Thank you for that excellent explanation. The only part that I might add is that 'ai does mean "food" when given the proper context. For example:

Pau ka 'ai.
"The food is finished."

I suppose one could also interpret Pau ka 'ai to mean "The poi is finished," but that would be a much more specific reference.

Common words like this can have many definitions that are only separated by context. Generally, 'aina means "land," unless combined with kakahiaka, in which case 'aina means "meal."

'Aina kakahiaka
"Morning meal"


Should it not have been ka poi a i'ole ka i'a?

  • 1130

That's what I was wondering! I've never heard poi referred to as "ka 'ai" ???


pa'i 'ai... ka 'ai for short..


That's not a very effective abbreviation if the word already means "the food". How can anyone possibly know you're talking about a sticky bun if you just call it a bun? Not something you'd want with your hot dog...

[deactivated user]

    A Hawaiian dictionary says ʻai means food or vegetable food, while iʻa means meat or fleshy food. The dictionary says ʻai often refers specifically to poi. Iʻa can also mean fish or any marine animal.


    I think more explanation about the content this question covers should be in a Tips section for this subject or something.
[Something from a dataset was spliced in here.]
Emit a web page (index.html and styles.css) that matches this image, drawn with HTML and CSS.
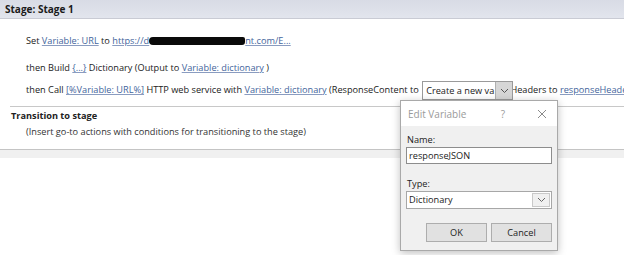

For example, what poi is and why 'ai or poi can mean poi


    To sum up what I read on the wiki for it: a thick taro pudding with varying consistencies.


    My biggest problem with these lessons: everytime I read "poi and fish" (English or Hawaiian), my brain automatically rearranges to "fish and poi". My second biggest problem: I've had the same song stuck in my head for like two weeks now


    For some reason, poi or fish which has no definite in the sentence apparently has to have the definite marker of "ka" but it isn't in the sentence that we were supposed to translate. why not?


    Duoling refuses to give me a correct, because it seems to think that there has to be definite articles in the sentence, but there are none in the sentence that we are told to translate, apparently always has to have definite articles in a sentence, but if so, why do they call it the definite article, when it has to be everytime any noun is mentioned?